Postby Frodo » Sat Feb 18, 2012 5:53 am

A lot of it depends on when one had to update. The OS9 to OSX transition *was* a rough one, but for me it was not as rough as this current transition.

I got next to nothing accomplished in Leopard because the third party developers I needed didn't really get caught up before Snow Leopard was released. Because Leopard was released in 2007, it's been an agonizing 5 years getting to 10.6.8 where things finally settled down. What complicates it further for me is that I never braved Lion, and now that Mountain Lion is on the horizon I'm willing to be two OS's behind just to monitor where developers are with their wares in terms of compatibility.

At least with OSX there was less hesitation to upgrade through all the "cats": Cheetah, Puma, Jaguar, Panther, and Tiger. We got to Leopard, and Rosetta may or may not have helped. We get to Snow Leopard only to find road blocks of a completely different sort.

That was partially due to the fact that Carbon frameworks were being set aside. Snow Leopard was a bigger game-changer (for me) because it orphaned all PPCs rather than the customary few older models.
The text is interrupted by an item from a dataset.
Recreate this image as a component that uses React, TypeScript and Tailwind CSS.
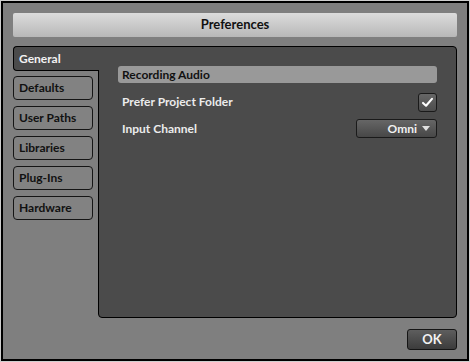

It also semi-orphaned a few Intels where full compatibility was concerned. Even my Core 2 v3,1 laptop won't boot in 64-bit mode when Apple asserted that it would. My *then* year-old MacPro missed the cut entirely.

At least the developers (whose software I've had to use) made if from Cheetah (or the Kodiak Beta) through Tiger, however bumpy it was. With Snow Leopard, things went from YMMV to "forgeddaboudit".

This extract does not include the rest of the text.